De repente, Estrada do Inferno deixa de ser um filme de ficção-científica e torna-se num drama espacial. Por um lado, a rivalidade entre os dois astronautas, que vão ser obrigados a colaborar em prol do sucesso da missão, vai criar uma tensão que chega quase a ser palpável. E, por outro, James Caan tem ainda toda a situação familiar. Como gerir uma família que fica em casa, à espera durante um ano, por alguém que pode não voltar? É que há muito de suicídio naquela aventura. Até porque, quando Estrada do Inferno estreou, ainda faltava ano e meio até a passeata de Neil Armstrong na lua se tornar numa realidade.

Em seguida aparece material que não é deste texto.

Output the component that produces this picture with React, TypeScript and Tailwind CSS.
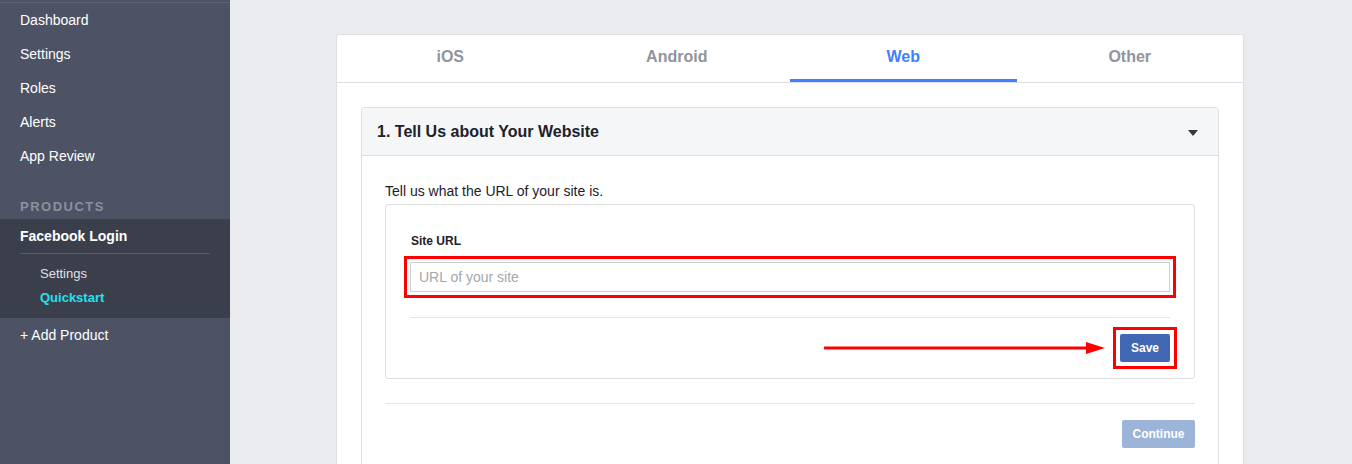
import React from 'react';

const font = "font-['Liberation_Sans',Arial,sans-serif]";

function Sidebar() {
  const top = ['Dashboard', 'Settings', 'Roles', 'Alerts', 'App Review'];
  return (
    <aside className="w-[230px] shrink-0 bg-[#4d5365] text-white">
      <div className="h-[2px]" />
      <div className="h-px bg-[#5d6374]" />
      {top.map((t) => (
        <div key={t} className="h-[34px] flex items-center px-5 text-[14px] leading-4">
          {t}
        </div>
      ))}
      <div className="h-[46px] flex items-end pb-[3px] px-5 text-[13px] font-bold tracking-[1.5px] text-[#8b919e]">
        PRODUCTS
      </div>
      <div className="bg-[#3b3f4c] pb-[8px]">
        <div className="h-[34px] flex items-center px-5 text-[14px] font-bold">Facebook Login</div>
        <div className="mx-5 h-px bg-[#575c69]" />
        <div className="pt-[8px]">
          <div className="h-[24px] flex items-center pl-10 text-[13px] text-[#dfe1e5]">Settings</div>
          <div className="h-[24px] flex items-center pl-10 text-[13px] font-bold text-[#23e2f0]">Quickstart</div>
        </div>
      </div>
      <div className="h-[34px] flex items-center px-5 text-[14px]">+ Add Product</div>
    </aside>
  );
}

function Tabs() {
  const tabs = ['iOS', 'Android', 'Web', 'Other'];
  return (
    <div className="flex border-b border-[#dddfe2]">
      {tabs.map((t) => {
        const active = t === 'Web';
        return (
          <div
            key={t}
            className={`flex-1 h-[47px] flex items-center justify-center text-[16px] font-bold border-b-[3px] pb-[1px] ${
              active ? 'text-[#4080ff] border-[#4080ff]' : 'text-[#90949c] border-transparent'
            }`}
          >
            {t}
          </div>
        );
      })}
    </div>
  );
}

export default function App() {
  return (
    <div className={`flex w-[1352px] h-[464px] overflow-hidden bg-[#e9ebee] ${font}`}>
      <Sidebar />
      <main className="flex-1 pt-[34px]">
        <div className="ml-[106px] w-[908px] bg-white border border-[#dddfe2] rounded-[3px]">
          <Tabs />
          <div className="p-6">
            <div className="border border-[#dddfe2] rounded-[3px]">
              <div className="h-[48px] bg-[#f5f6f7] border-b border-[#dddfe2] flex items-center justify-between pl-[15px] pr-[20px]">
                <span className="text-[16px] font-bold text-[#1d2129]">1. Tell Us about Your Website</span>
                <svg width="10" height="6" viewBox="0 0 10 6" className="mt-[3px]">
                  <path d="M0 0 H10 L5 6 Z" fill="#333840" />
                </svg>
              </div>
              <div className="px-[23px] pt-[27px] pb-6">
                <p className="text-[14px] leading-4 text-[#1d2129]">Tell us what the URL of your site is.</p>
                <div className="mt-[5px] border border-[#dddfe2] rounded-[3px] px-6 pt-[29px] pb-[16px]">
                  <div className="pl-px text-[12px] leading-[14px] font-bold text-[#1d2129]">Site URL</div>
                  <div className="relative mt-[14px]">
                    <input
                      className="w-full h-[30px] border border-[#ccd0d5] px-2 text-[14px] text-[#1d2129] placeholder:text-[#a4a7ac] outline-none"
                      placeholder="URL of your site"
                    />
                    <div className="absolute -inset-[6px] border-[3px] border-[#ff0000] pointer-events-none" />
                  </div>
                  <div className="mt-[25px] h-px bg-[#e5e6e9]" />
                  <div className="relative flex justify-end pt-4">
                    <svg
                      className="absolute left-[414px] top-[23px]"
                      width="282"
                      height="14"
                      viewBox="0 0 282 14"
                    >
                      <line x1="1" y1="7" x2="265" y2="7" stroke="#ff0000" strokeWidth="3" strokeLinecap="round" />
                      <path d="M262 1 L281 7 L262 13 Z" fill="#ff0000" />
                    </svg>
                    <div className="relative">
                      <button className="h-[28px] w-[50px] bg-[#4267b2] rounded-[2px] text-white text-[12px] font-bold">
                        Save
                      </button>
                      <div className="absolute -inset-[7px] border-[3px] border-[#ff0000] pointer-events-none" />
                    </div>
                  </div>
                </div>
                <div className="mt-6 h-px bg-[#e5e6e9]" />
                <div className="flex justify-end pt-4">
                  <button className="h-[28px] w-[73px] bg-[#9cb4d8] rounded-[2px] text-white text-[12px] font-bold">
                    Continue
                  </button>
                </div>
              </div>
            </div>
          </div>
        </div>
      </main>
    </div>
  );
}
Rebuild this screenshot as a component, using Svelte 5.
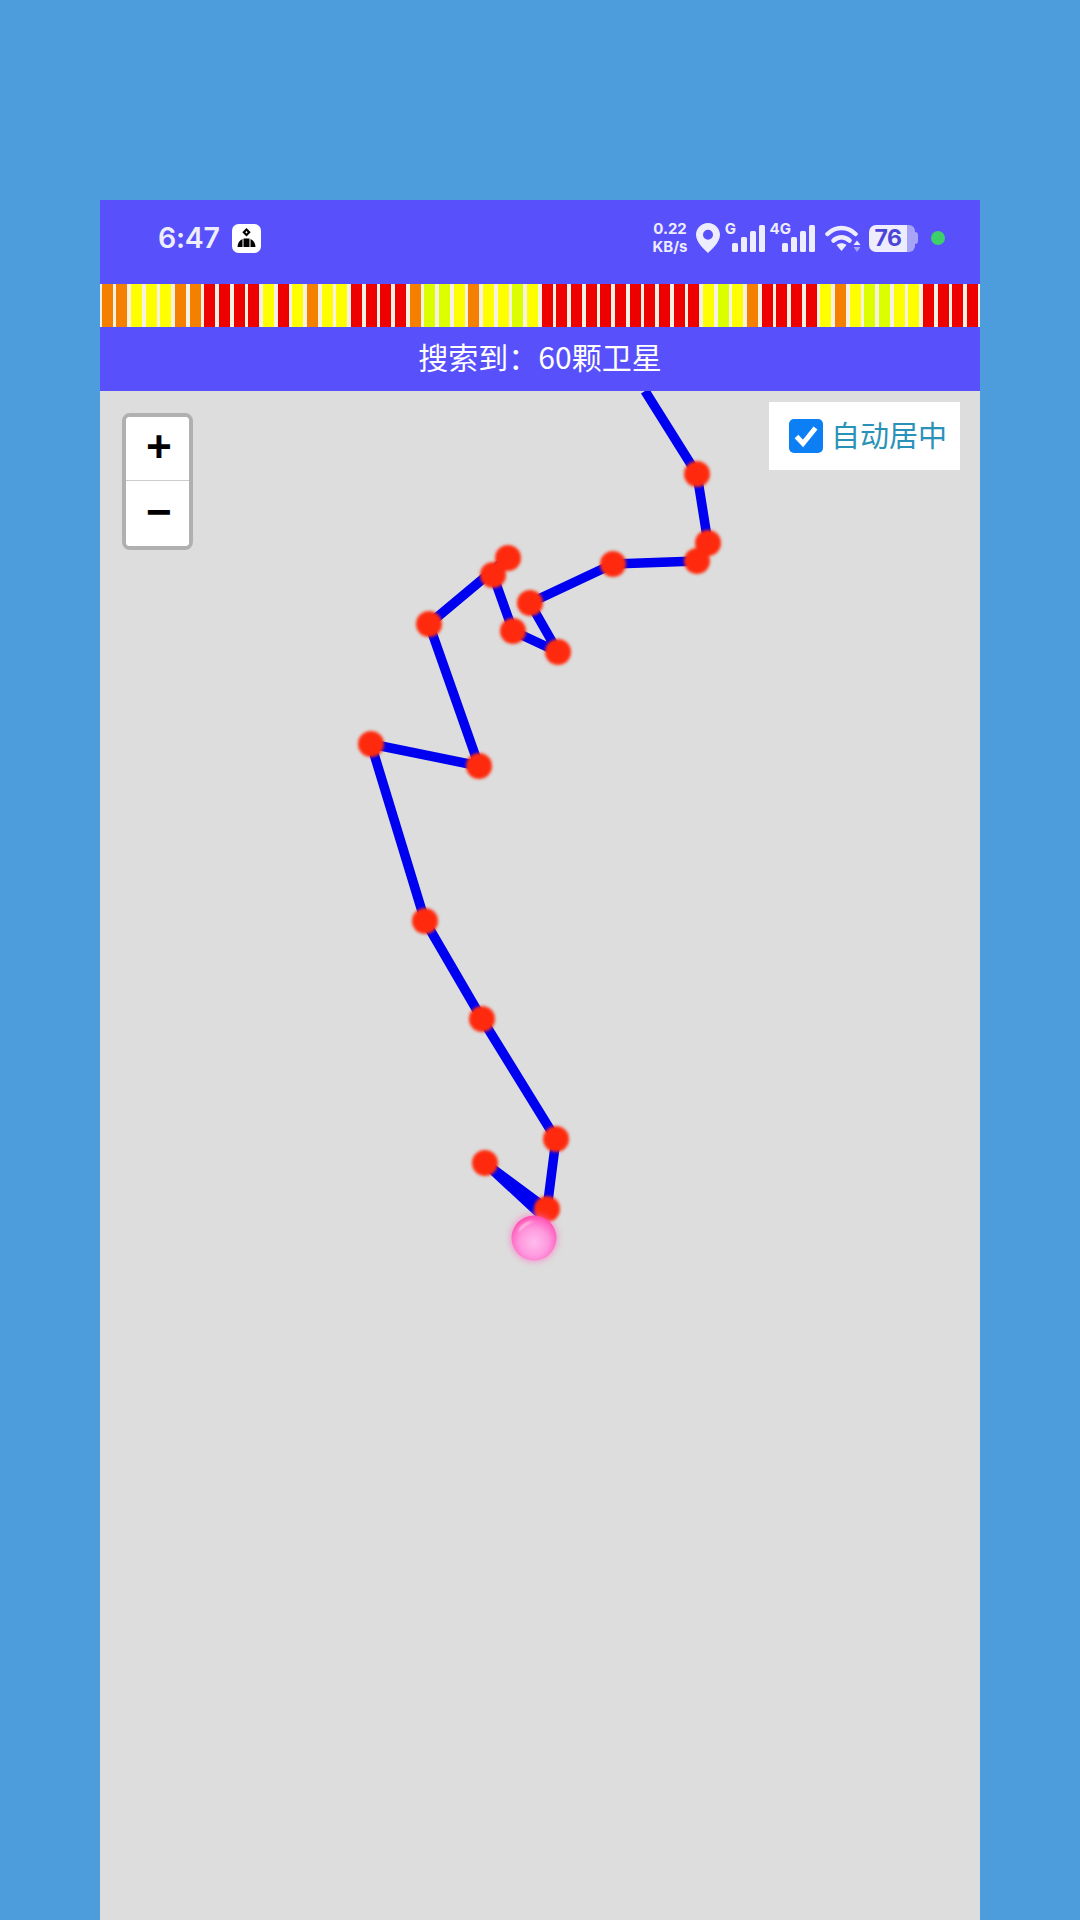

Estrada do Inferno é Robert Altman a ser Robert Altman, num filme com muito palavreado (por vezes até demais) e tudo muito rápido. Aliás, consta que Jack Warner, quando viu as filmagens pela primeira vez, telefonou logo ao realizador a despedi-lo por ter “filmado diálogos sobrepostos”. Isso levou a que o estúdio refilmasse cenas extra e a versão final ressente-se disso, nunca conseguindo ter a tensão necessária ou pretendida. Contudo, é na segunda parte que o interesse do filme dispara exponencialmente.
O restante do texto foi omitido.